On Sat, Dec 30, 2023 at 4:31 PM David Legg <dwlegg(a)gmail.com> wrote:
Thanks, Gents. I used Peter Robinson's command (below) and it worked
fine, performing the upgrade from F38 to F39 in about half an hour.
Good news.
The only thing that 'broke' was gpiofind, which has
disappeared. On
closer inspection, it is not really needed in F39, but I did have to
rework all my gpioset commands.
Yes, we moved to the new libgpiod v2, I believe the gpiofind
functionality was rolled into something else (the README or upstream
notes may help there).
I noticed that commands of the kind,
gpioset -p 5s line=0
(to assert a line for, say, 5 seconds) do not really work. Such a
command just asserts the line for ever rather than for just 5 seconds.
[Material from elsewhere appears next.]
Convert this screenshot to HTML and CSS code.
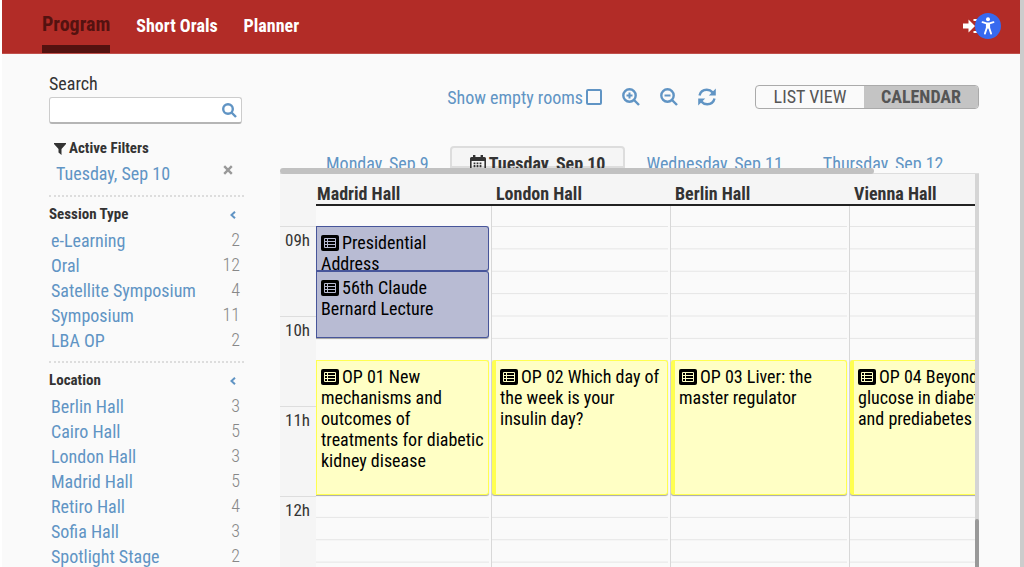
FILE: index.html
```html
<!DOCTYPE html>
<html lang="en">
<head>
<meta charset="UTF-8">
<title>Program - Tuesday, Sep 10</title>
<link rel="stylesheet" href="styles.css">
</head>
<body>

<svg class="sprite" aria-hidden="true">
  <symbol id="i-list" viewBox="0 0 18 16">
    <path fill="currentColor" d="M2 0h14a2 2 0 0 1 2 2v12a2 2 0 0 1-2 2H2a2 2 0 0 1-2-2V2a2 2 0 0 1 2-2z"/>
    <path fill="none" stroke="var(--card)" stroke-width="1" d="M3.500 3.500h11v9h-11zM3.500 6.500h11M3.500 9.500h11M6.500 3.500v9"/>
  </symbol>
</svg>

<div class="page">
  <header class="topbar">
    <nav class="menu">
      <a class="active" href="#program">Program</a>
      <a href="#orals">Short Orals</a>
      <a href="#planner">Planner</a>
    </nav>
    <div class="account">
      <a class="login" href="#login" aria-label="Log in">
        <svg width="16" height="14" viewBox="0 0 16 14"><path fill="#fff" d="M0 4.600h5.500V.4L12 7l-6.500 6.600V9.400H0z"/><path fill="none" stroke="#fff" stroke-width="2" d="M10.500 1H13a2 2 0 0 1 2 2v8a2 2 0 0 1-2 2h-2.500"/></svg>
      </a>
      <button class="access" aria-label="Accessibility">
        <svg width="26" height="26" viewBox="0 0 26 26"><circle cx="13" cy="6.300" r="2" fill="#fff"/><path fill="none" stroke="#fff" stroke-width="1.800" stroke-linecap="round" stroke-linejoin="round" d="M7.500 9.200l4 1.200h3l4-1.200M11.800 10.600v4.300l-1.900 5.700M14.200 10.600v4.300l1.900 5.700"/><path fill="#fff" d="M11.200 10h3.600v5.500h-3.600z"/></svg>
      </button>
    </div>
  </header>

  <main class="content">
    <aside class="filters">
      <label class="search-label" for="search">Search</label>
      <div class="search">
        <input type="text" id="search">
        <button aria-label="Search">
          <svg width="15" height="15" viewBox="0 0 15 15"><circle cx="6" cy="6" r="4.800"/><path d="M9.500 9.500l4.500 4.500"/></svg>
        </button>
      </div>

      <section class="current">
        <h3><svg width="12" height="12" viewBox="0 0 12 12"><path fill="currentColor" d="M0 0h12v1L7.500 6v6L4.500 9.500V6L0 1z"/></svg>Active Filters</h3>
        <div class="chosen">
          <a href="#day">Tuesday, Sep 10</a>
          <button aria-label="Remove filter"><svg width="10" height="10" viewBox="0 0 10 10"><path d="M1.200 1.200l7.600 7.600M8.800 1.200L1.200 8.800"/></svg></button>
        </div>
      </section>

      <section class="group">
        <h3>Session Type <button aria-label="Collapse session type"><svg width="6" height="8" viewBox="0 0 6 8"><path d="M5 .8L1.500 4 5 7.200"/></svg></button></h3>
        <ul>
          <li><a href="#s1">e-Learning</a><span>2</span></li>
          <li><a href="#s2">Oral</a><span>12</span></li>
          <li><a href="#s3">Satellite Symposium</a><span>4</span></li>
          <li><a href="#s4">Symposium</a><span>11</span></li>
          <li><a href="#s5">LBA OP</a><span>2</span></li>
        </ul>
      </section>

      <section class="group">
        <h3>Location <button aria-label="Collapse location"><svg width="6" height="8" viewBox="0 0 6 8"><path d="M5 .8L1.500 4 5 7.200"/></svg></button></h3>
        <ul>
          <li><a href="#l1">Berlin Hall</a><span>3</span></li>
          <li><a href="#l2">Cairo Hall</a><span>5</span></li>
          <li><a href="#l3">London Hall</a><span>3</span></li>
          <li><a href="#l4">Madrid Hall</a><span>5</span></li>
          <li><a href="#l5">Retiro Hall</a><span>4</span></li>
          <li><a href="#l6">Sofia Hall</a><span>3</span></li>
          <li><a href="#l7">Spotlight Stage</a><span>2</span></li>
        </ul>
      </section>
    </aside>

    <div class="schedule">
      <div class="toolbar">
        <label class="empty-rooms">Show empty rooms<input type="checkbox"></label>
        <button class="tool" aria-label="Zoom in"><svg width="18" height="18" viewBox="0 0 18 18"><circle cx="7.500" cy="7.500" r="6.200"/><path d="M12 12l5 5"/><path class="thin" d="M4.500 7.500h6M7.500 4.500v6"/></svg></button>
        <button class="tool" aria-label="Zoom out"><svg width="18" height="18" viewBox="0 0 18 18"><circle cx="7.500" cy="7.500" r="6.200"/><path d="M12 12l5 5"/><path class="thin" d="M4.500 7.500h6"/></svg></button>
        <button class="tool" aria-label="Refresh"><svg width="18" height="18" viewBox="0 0 18 18"><path d="M1.500 7.500C2.300 4 5.300 1.800 8.800 1.800c2.400 0 4.300.9 5.800 2.600M16.500 10.500c-.8 3.500-3.800 5.700-7.300 5.700-2.400 0-4.300-.9-5.800-2.600"/><path class="head" d="M17.800.5v7h-7zM.2 17.500v-7h7z"/></svg></button>
        <div class="views">
          <button>LIST VIEW</button>
          <button class="on">CALENDAR</button>
        </div>
      </div>

      <nav class="days">
        <a href="#d9">Monday, Sep 9</a>
        <a class="on" href="#d10"><svg width="16" height="17" viewBox="0 0 16 17"><path fill="currentColor" fill-rule="evenodd" d="M3 0h2.400v2h5.200V0H13v2h1.500A1.500 1.500 0 0 1 16 3.500v12a1.500 1.500 0 0 1-1.500 1.500h-13A1.500 1.500 0 0 1 0 15.500v-12A1.500 1.500 0 0 1 1.500 2H3zM1.600 6v9.400h12.800V6z"/><path stroke="currentColor" stroke-width="1.800" stroke-dasharray="1.800 1.200" d="M3.600 8.400h9M3.600 11h9M3.600 13.600h9"/></svg>Tuesday, Sep 10</a>
        <a href="#d11">Wednesday, Sep 11</a>
        <a href="#d12">Thursday, Sep 12</a>
      </nav>

      <div class="calendar">
        <div class="hscroll"><div class="thumb"></div></div>
        <div class="grid">
          <div class="hours">
            <span>09h</span>
            <span>10h</span>
            <span>11h</span>
            <span>12h</span>
          </div>
          <div class="rooms">
            <section class="room">
              <h2>Madrid Hall</h2>
              <div class="slots">
                <article class="event plenary at-0900"><svg><use href="#i-list"/></svg>Presidential Address</article>
                <article class="event plenary at-0930"><svg><use href="#i-list"/></svg>56th Claude Bernard Lecture</article>
                <article class="event oral at-1030"><svg><use href="#i-list"/></svg>OP 01 New mechanisms and outcomes of treatments for diabetic kidney disease</article>
              </div>
            </section>
            <section class="room">
              <h2>London Hall</h2>
              <div class="slots">
                <article class="event oral at-1030"><svg><use href="#i-list"/></svg>OP 02 Which day of the week is your insulin day?</article>
              </div>
            </section>
            <section class="room">
              <h2>Berlin Hall</h2>
              <div class="slots">
                <article class="event oral at-1030"><svg><use href="#i-list"/></svg>OP 03 Liver: the master regulator</article>
              </div>
            </section>
            <section class="room">
              <h2>Vienna Hall</h2>
              <div class="slots">
                <article class="event oral at-1030"><svg><use href="#i-list"/></svg>OP 04 Beyond glucose in diabetes and prediabetes</article>
              </div>
            </section>
          </div>
          <div class="vscroll"><div class="thumb"></div></div>
        </div>
      </div>
    </div>
  </main>
</div>

</body>
</html>
```
FILE: styles.css
```css
* { box-sizing: border-box; }

body {
  margin: 0;
  background: #fff;
  color: #333;
  font-family: "Roboto Condensed", "Liberation Sans Narrow", Roboto, sans-serif;
  font-size: 18px;
  line-height: 25px;
}

a { color: #6094c4; text-decoration: none; }
h2, h3, ul { margin: 0; padding: 0; }
button { border: 0; padding: 0; background: none; font: inherit; color: inherit; }
svg { display: block; flex: none; }
.sprite { display: none; }

.page {
  display: flex;
  flex-direction: column;
  height: 100vh;
  overflow: hidden;
  margin-left: 2px;
  border-right: 4px solid #ccc;
  background: #fafafa;
}

/* top bar */
.topbar {
  display: flex;
  justify-content: space-between;
  flex: none;
  height: 54px;
  padding: 0 19px 0 40px;
  background: #b22c27;
  border-bottom: 1px solid #c0504b;
}
.menu { display: flex; gap: 26px; font-weight: bold; }
.menu a { color: #fff; line-height: 52px; }
.menu .active {
  color: #541210;
  border-bottom: 8px solid #541210;
  font-size: 20px;
  line-height: 48px;
  height: 53px;
}
.account { display: flex; align-items: center; height: 51px; }
.login { margin-right: -4px; }
.access {
  position: relative;
  width: 26px;
  height: 26px;
  border-radius: 50%;
  background: #3769ef;
}

.content {
  display: grid;
  grid-template-columns: 195px minmax(0, 1fr);
  gap: 36px;
  flex: 1;
  min-height: 0;
  padding: 0 41px 0 47px;
}

/* sidebar */
.filters { padding-top: 17px; }
.filters h3 {
  display: flex;
  align-items: center;
  font-size: 15px;
  line-height: 25px;
}
.search-label { display: block; }
.search {
  display: flex;
  align-items: center;
  height: 27px;
  margin: 1px 2px 0 0;
  padding: 0 4px;
  background: #fff;
  border: 1px solid #ccc;
  border-bottom: 2px solid #b5b5b5;
  border-radius: 3px;
}
.search input { flex: 1; min-width: 0; border: 0; outline: 0; background: none; }
.search svg, .tool svg, .group h3 svg {
  fill: none;
  stroke: #6094c4;
  stroke-width: 2.4;
}
.group h3 svg { stroke-width: 2; }
.current { padding: 12px 0 9px 5px; }
.current h3 svg { margin-right: 3px; }
.chosen { display: flex; justify-content: space-between; padding: 0 11px 0 2px; }
.chosen svg { stroke: #999; stroke-width: 2.4; }
.chosen button { height: 17px; }
.group { border-top: 2px dotted #ddd; padding: 5px 0 8px; }
.group h3 { justify-content: space-between; padding-right: 8px; }
.group ul { list-style: none; padding: 1px 4px 0 2px; }
.group li { display: flex; justify-content: space-between; }
.group span { color: #888; font-weight: 300; line-height: 23px; }

/* toolbar above the calendar */
.schedule { display: flex; flex-direction: column; min-height: 0; }
.toolbar {
  display: flex;
  align-items: center;
  justify-content: flex-end;
  height: 22px;
  margin-top: 32px;
}
.empty-rooms { display: flex; align-items: center; gap: 3px; color: #6094c4; }
.empty-rooms input {
  appearance: none;
  width: 16px;
  height: 16px;
  margin: 0;
  border: 2px solid #6094c4;
  border-radius: 2px;
}
.tool { margin-left: 20px; }
.tool .thin { stroke-width: 2; }
.tool .head { fill: #6094c4; stroke: none; }
.views {
  display: flex;
  height: 24px;
  margin-left: 39px;
  border: 1px solid #aaa;
  border-radius: 4px;
  overflow: hidden;
  color: #555;
}
.views button { width: 108px; line-height: 22px; }
.views .on { width: 114px; background: #c4c4c4; font-weight: bold; }

.days {
  display: flex;
  flex: none;
  height: 22px;
  margin-top: 38px;
  overflow: hidden;
  padding-left: 26px;
}
.days a { padding: 4px 19px; border: 1px solid transparent; white-space: nowrap; }
.days .on {
  display: flex;
  gap: 3px;
  margin: 0 1px;
  padding: 3px 18px;
  border: 2px solid #ddd;
  border-radius: 4px 4px 0 0;
  background: #f5f5f5;
  color: #333;
  font-weight: bold;
}
.days svg { margin-top: 4px; }

/* calendar */
.calendar { flex: 1; min-height: 0; overflow: hidden; }
.hscroll { height: 6px; border-bottom: 1px solid #ddd; }
.hscroll .thumb { width: 85%; height: 6px; border-radius: 3px; background: #c1c1c1; }
.grid { display: flex; position: relative; background: #f5f5f5; }
.hours { flex: none; width: 36px; padding-top: 52px; }
.hours span {
  display: block;
  height: 90px;
  padding-right: 6px;
  border-top: 1px solid #ddd;
  font-size: 17px;
  line-height: 27px;
  text-align: right;
}
.rooms { display: flex; flex: 1; min-width: 0; overflow: hidden; }
/* the first room starts a little under the hour column */
.room { flex: 0 0 179px; }
.room:first-child { margin-left: -3px; }
.room h2 {
  height: 32px;
  padding: 4px 0 0 4px;
  border-bottom: 2px solid #222;
  font-size: 18px;
  line-height: 31px;
}
.slots {
  display: grid;
  grid-template-rows: repeat(16, 1fr);
  height: 378px;
  padding: 20px 2px 0 0;
  border-right: 1px solid #d8d8d8;
  background: linear-gradient(#e5e5e5, #e5e5e5 1px, #fafafa 1px) content-box, linear-gradient(#fafafa, #fafafa);
  background-size: 100% calc(100% / 16), 100% 100%;
}
.event {
  --card: #ffffc5;
  grid-column: 1;
  min-height: 0;
  overflow: hidden;
  padding: 5px 4px 0;
  border: 1px solid #ffff50;
  border-left-width: 4px;
  border-radius: 3px;
  background: var(--card);
  box-shadow: 0 1px 1px rgba(0, 0, 0, 0.3);
  color: #000;
  line-height: 21px;
}
.event svg { display: inline-block; width: 18px; height: 16px; margin-right: 3px; vertical-align: -2px; }
.plenary { --card: #b8bbd3; border-color: #47559a; }
.at-0900 { grid-row: 1 / span 2; }
.at-0930 { grid-row: 3 / span 3; }
.at-1030 { grid-row: 7 / span 6; }

.vscroll {
  display: flex;
  flex-direction: column;
  justify-content: flex-end;
  width: 4px;
  height: 393px;
  background: #d5d5d5;
}
.vscroll .thumb { height: 48px; background: #999; border-radius: 2px 2px 0 0; }
```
The man page does say that the -p flag gives you "at least" the time
specified, but just asserting the line for ever does not really seem in
the spirit of the command (to me).
Interesting, may be worth feeding this back to upstream. Let me know
if I can help.
> Thanks for you help Brad and Peter,
>
> :D
>
> On 30/12/2023 13:21, Peter Robinson wrote:
> > On Sat, Dec 30, 2023 at 11:16 AM David Legg <dwlegg(a)gmail.com> wrote:
> >> Is this likely to work, please?
> >>
> >> dnf install dnf-plugin-system-upgrade
> >> dnf system-upgrade download --releasever=39
> >> dnf system-upgrade reboot
> >>
> >> I have the Fedora 38 minimal installed on a Raspberry Pi 4 with a few extra
packages. Thanks.
> > You are probably likely to be better off doing a distro-sync because
> > it happens online, the new rpm gpg process has issues with the rpi4
> > due to the lack of a battery backed RTC.